- [Task requirements] Return the listing below exactly, with the pictures dropped.

#### Given data

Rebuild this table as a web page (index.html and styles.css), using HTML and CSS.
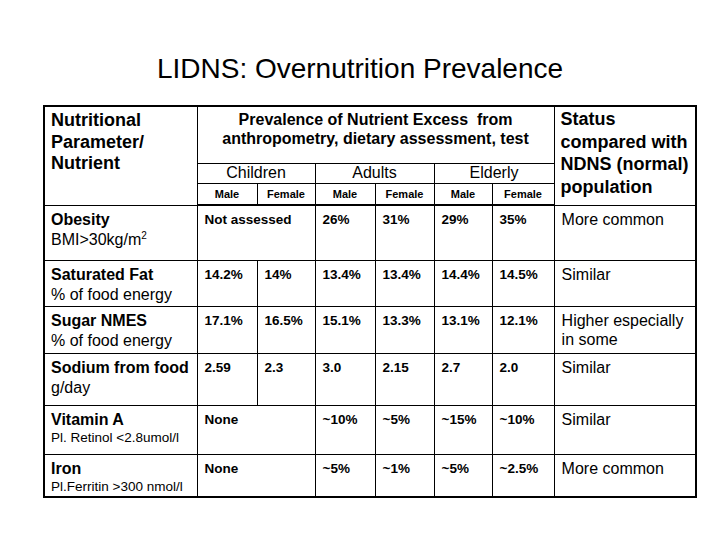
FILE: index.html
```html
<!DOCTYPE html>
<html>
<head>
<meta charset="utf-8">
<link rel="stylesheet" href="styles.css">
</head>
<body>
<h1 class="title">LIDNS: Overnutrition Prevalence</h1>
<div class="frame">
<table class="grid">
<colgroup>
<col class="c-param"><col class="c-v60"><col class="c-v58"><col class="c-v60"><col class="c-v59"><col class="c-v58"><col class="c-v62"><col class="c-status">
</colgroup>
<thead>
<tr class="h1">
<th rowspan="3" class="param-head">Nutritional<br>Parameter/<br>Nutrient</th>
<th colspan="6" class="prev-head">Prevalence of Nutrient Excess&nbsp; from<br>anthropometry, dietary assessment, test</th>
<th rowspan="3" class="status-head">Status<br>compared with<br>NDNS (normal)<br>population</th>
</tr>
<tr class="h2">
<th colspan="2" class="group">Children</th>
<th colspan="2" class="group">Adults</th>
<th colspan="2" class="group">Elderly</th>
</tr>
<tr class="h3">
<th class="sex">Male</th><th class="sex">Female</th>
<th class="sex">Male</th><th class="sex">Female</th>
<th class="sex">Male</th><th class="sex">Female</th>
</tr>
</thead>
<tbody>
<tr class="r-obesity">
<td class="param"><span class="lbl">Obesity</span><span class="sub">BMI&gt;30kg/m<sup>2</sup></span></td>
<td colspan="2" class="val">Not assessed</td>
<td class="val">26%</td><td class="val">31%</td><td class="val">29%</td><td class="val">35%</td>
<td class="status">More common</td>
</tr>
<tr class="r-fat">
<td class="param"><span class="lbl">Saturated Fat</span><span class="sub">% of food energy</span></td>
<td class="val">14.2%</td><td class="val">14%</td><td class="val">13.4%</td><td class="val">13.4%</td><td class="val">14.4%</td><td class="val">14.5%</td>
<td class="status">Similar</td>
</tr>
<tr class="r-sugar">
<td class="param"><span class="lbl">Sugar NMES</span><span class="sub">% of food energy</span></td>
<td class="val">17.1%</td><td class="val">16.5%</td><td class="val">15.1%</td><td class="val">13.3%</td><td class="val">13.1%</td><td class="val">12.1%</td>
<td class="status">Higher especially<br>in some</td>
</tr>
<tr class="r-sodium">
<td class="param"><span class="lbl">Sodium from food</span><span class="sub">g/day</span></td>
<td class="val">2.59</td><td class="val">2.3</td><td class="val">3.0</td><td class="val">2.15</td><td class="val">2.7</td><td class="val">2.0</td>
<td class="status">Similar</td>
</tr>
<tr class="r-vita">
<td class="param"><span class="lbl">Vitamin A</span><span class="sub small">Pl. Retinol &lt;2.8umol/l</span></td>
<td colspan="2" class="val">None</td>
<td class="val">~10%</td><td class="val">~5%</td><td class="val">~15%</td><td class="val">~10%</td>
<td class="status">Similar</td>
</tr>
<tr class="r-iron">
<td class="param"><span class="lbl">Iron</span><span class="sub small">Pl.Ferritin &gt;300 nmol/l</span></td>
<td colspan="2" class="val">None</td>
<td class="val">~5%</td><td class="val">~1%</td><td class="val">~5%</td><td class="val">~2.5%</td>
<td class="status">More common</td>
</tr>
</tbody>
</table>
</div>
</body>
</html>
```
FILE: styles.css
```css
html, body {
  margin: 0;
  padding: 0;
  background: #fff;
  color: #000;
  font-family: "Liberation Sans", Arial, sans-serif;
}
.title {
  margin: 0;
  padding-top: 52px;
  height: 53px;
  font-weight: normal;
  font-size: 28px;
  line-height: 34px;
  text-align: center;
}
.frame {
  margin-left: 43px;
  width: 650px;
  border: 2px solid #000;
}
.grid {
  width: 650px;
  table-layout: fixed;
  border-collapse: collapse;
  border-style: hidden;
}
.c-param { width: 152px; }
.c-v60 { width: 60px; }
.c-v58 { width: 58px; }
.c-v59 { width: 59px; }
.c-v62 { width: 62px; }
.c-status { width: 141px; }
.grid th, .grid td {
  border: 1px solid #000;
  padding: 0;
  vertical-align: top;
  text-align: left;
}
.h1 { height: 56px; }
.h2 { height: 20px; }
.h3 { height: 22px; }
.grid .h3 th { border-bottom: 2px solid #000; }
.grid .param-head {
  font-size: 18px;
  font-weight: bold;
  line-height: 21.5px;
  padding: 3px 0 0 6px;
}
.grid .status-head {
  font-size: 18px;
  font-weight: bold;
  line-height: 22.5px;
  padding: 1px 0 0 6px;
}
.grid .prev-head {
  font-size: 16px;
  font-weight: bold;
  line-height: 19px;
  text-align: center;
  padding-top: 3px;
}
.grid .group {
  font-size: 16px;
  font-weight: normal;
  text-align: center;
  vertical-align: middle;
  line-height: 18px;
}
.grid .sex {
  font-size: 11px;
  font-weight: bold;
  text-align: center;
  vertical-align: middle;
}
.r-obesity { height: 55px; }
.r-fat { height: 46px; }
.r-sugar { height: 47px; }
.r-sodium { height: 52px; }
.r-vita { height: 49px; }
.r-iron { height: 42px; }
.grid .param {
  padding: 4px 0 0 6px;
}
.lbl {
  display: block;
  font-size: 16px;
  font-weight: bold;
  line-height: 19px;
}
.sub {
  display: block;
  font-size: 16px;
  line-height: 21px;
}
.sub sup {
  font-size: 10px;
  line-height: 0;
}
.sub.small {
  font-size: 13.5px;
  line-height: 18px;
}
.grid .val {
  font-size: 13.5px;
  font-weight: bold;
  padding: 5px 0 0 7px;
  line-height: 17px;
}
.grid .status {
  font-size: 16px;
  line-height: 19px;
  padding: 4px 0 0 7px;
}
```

########

- [Worked solution]
Rebuild this table as a web page (index.html and styles.css), using HTML and CSS.
FILE: index.html
```html
<!DOCTYPE html>
<html>
<head>
<meta charset="utf-8">
<link rel="stylesheet" href="styles.css">
</head>
<body>
<h1 class="title">LIDNS: Overnutrition Prevalence</h1>
<div class="frame">
<table class="grid">
<colgroup>
<col class="c-param"><col class="c-v60"><col class="c-v58"><col class="c-v60"><col class="c-v59"><col class="c-v58"><col class="c-v62"><col class="c-status">
</colgroup>
<thead>
<tr class="h1">
<th rowspan="3" class="param-head">Nutritional<br>Parameter/<br>Nutrient</th>
<th colspan="6" class="prev-head">Prevalence of Nutrient Excess&nbsp; from<br>anthropometry, dietary assessment, test</th>
<th rowspan="3" class="status-head">Status<br>compared with<br>NDNS (normal)<br>population</th>
</tr>
<tr class="h2">
<th colspan="2" class="group">Children</th>
<th colspan="2" class="group">Adults</th>
<th colspan="2" class="group">Elderly</th>
</tr>
<tr class="h3">
<th class="sex">Male</th><th class="sex">Female</th>
<th class="sex">Male</th><th class="sex">Female</th>
<th class="sex">Male</th><th class="sex">Female</th>
</tr>
</thead>
<tbody>
<tr class="r-obesity">
<td class="param"><span class="lbl">Obesity</span><span class="sub">BMI&gt;30kg/m<sup>2</sup></span></td>
<td colspan="2" class="val">Not assessed</td>
<td class="val">26%</td><td class="val">31%</td><td class="val">29%</td><td class="val">35%</td>
<td class="status">More common</td>
</tr>
<tr class="r-fat">
<td class="param"><span class="lbl">Saturated Fat</span><span class="sub">% of food energy</span></td>
<td class="val">14.2%</td><td class="val">14%</td><td class="val">13.4%</td><td class="val">13.4%</td><td class="val">14.4%</td><td class="val">14.5%</td>
<td class="status">Similar</td>
</tr>
<tr class="r-sugar">
<td class="param"><span class="lbl">Sugar NMES</span><span class="sub">% of food energy</span></td>
<td class="val">17.1%</td><td class="val">16.5%</td><td class="val">15.1%</td><td class="val">13.3%</td><td class="val">13.1%</td><td class="val">12.1%</td>
<td class="status">Higher especially<br>in some</td>
</tr>
<tr class="r-sodium">
<td class="param"><span class="lbl">Sodium from food</span><span class="sub">g/day</span></td>
<td class="val">2.59</td><td class="val">2.3</td><td class="val">3.0</td><td class="val">2.15</td><td class="val">2.7</td><td class="val">2.0</td>
<td class="status">Similar</td>
</tr>
<tr class="r-vita">
<td class="param"><span class="lbl">Vitamin A</span><span class="sub small">Pl. Retinol &lt;2.8umol/l</span></td>
<td colspan="2" class="val">None</td>
<td class="val">~10%</td><td class="val">~5%</td><td class="val">~15%</td><td class="val">~10%</td>
<td class="status">Similar</td>
</tr>
<tr class="r-iron">
<td class="param"><span class="lbl">Iron</span><span class="sub small">Pl.Ferritin &gt;300 nmol/l</span></td>
<td colspan="2" class="val">None</td>
<td class="val">~5%</td><td class="val">~1%</td><td class="val">~5%</td><td class="val">~2.5%</td>
<td class="status">More common</td>
</tr>
</tbody>
</table>
</div>
</body>
</html>
```
FILE: styles.css
```css
html, body {
  margin: 0;
  padding: 0;
  background: #fff;
  color: #000;
  font-family: "Liberation Sans", Arial, sans-serif;
}
.title {
  margin: 0;
  padding-top: 52px;
  height: 53px;
  font-weight: normal;
  font-size: 28px;
  line-height: 34px;
  text-align: center;
}
.frame {
  margin-left: 43px;
  width: 650px;
  border: 2px solid #000;
}
.grid {
  width: 650px;
  table-layout: fixed;
  border-collapse: collapse;
  border-style: hidden;
}
.c-param { width: 152px; }
.c-v60 { width: 60px; }
.c-v58 { width: 58px; }
.c-v59 { width: 59px; }
.c-v62 { width: 62px; }
.c-status { width: 141px; }
.grid th, .grid td {
  border: 1px solid #000;
  padding: 0;
  vertical-align: top;
  text-align: left;
}
.h1 { height: 56px; }
.h2 { height: 20px; }
.h3 { height: 22px; }
.grid .h3 th { border-bottom: 2px solid #000; }
.grid .param-head {
  font-size: 18px;
  font-weight: bold;
  line-height: 21.5px;
  padding: 3px 0 0 6px;
}
.grid .status-head {
  font-size: 18px;
  font-weight: bold;
  line-height: 22.5px;
  padding: 1px 0 0 6px;
}
.grid .prev-head {
  font-size: 16px;
  font-weight: bold;
  line-height: 19px;
  text-align: center;
  padding-top: 3px;
}
.grid .group {
  font-size: 16px;
  font-weight: normal;
  text-align: center;
  vertical-align: middle;
  line-height: 18px;
}
.grid .sex {
  font-size: 11px;
  font-weight: bold;
  text-align: center;
  vertical-align: middle;
}
.r-obesity { height: 55px; }
.r-fat { height: 46px; }
.r-sugar { height: 47px; }
.r-sodium { height: 52px; }
.r-vita { height: 49px; }
.r-iron { height: 42px; }
.grid .param {
  padding: 4px 0 0 6px;
}
.lbl {
  display: block;
  font-size: 16px;
  font-weight: bold;
  line-height: 19px;
}
.sub {
  display: block;
  font-size: 16px;
  line-height: 21px;
}
.sub sup {
  font-size: 10px;
  line-height: 0;
}
.sub.small {
  font-size: 13.5px;
  line-height: 18px;
}
.grid .val {
  font-size: 13.5px;
  font-weight: bold;
  padding: 5px 0 0 7px;
  line-height: 17px;
}
.grid .status {
  font-size: 16px;
  line-height: 19px;
  padding: 4px 0 0 7px;
}
```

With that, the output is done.